Sabuy Technologies, a startup offering fintech solutions to food and retail companies, has seen its shareprice in a steady decline since it listed on the Stock Exchange of Thailand in 2020.

A lack of IPOs is not unique to Thailand, of course, says Ark.

“Southeast Asia is not the greatest IPO story at a moment. And if Singapore can’t get its companies listed, Thailand is going to have an incredibly rough time.”

No silver bullet — but alignment would be a start

A successful IPO or two could be the shot in the arm the ecosystem needs. Even well-established businesses such as Siam Cement and Berli Jucker, owner of the Big C supermarket group, have had to put on hold plans to list business units because of unfavourable conditions.  
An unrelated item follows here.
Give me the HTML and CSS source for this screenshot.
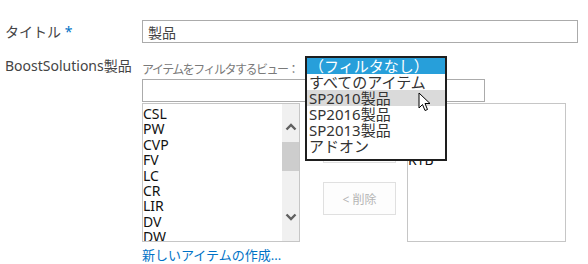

The IPO of food delivery app Lineman Wongnai, however, may be going ahead with a listing next year. CEO Yod Chinsupakul, who founded the company with three friends from Chulalongkorn University, has previously said he is hoping for the company to achieve a $10bn valuation on listing.

Others are looking to the government to help the startup ecosystem out of the current stagnation.

“We won’t see startups develop if there is no money to build them and VCs won’t come in if there is no pipeline. I think the government needs to re-ignite the engines of the startup ecosystem,” says Khemphoukeo.

But, he says, this needs to be done “in a way that the CVCs aren’t fighting over the startups that pop up and valuations don’t go crazy”.

“We currently have six people in a raft, paddling six different ways.”

There isn’t one solution, says Ark. “Everyone needs to do something better.” But a good start would be getting some more consensus on what needs to be done, he says.  

“We currently have six people in a raft, paddling six different ways. We need to get at least four of them paddling in the same direction.”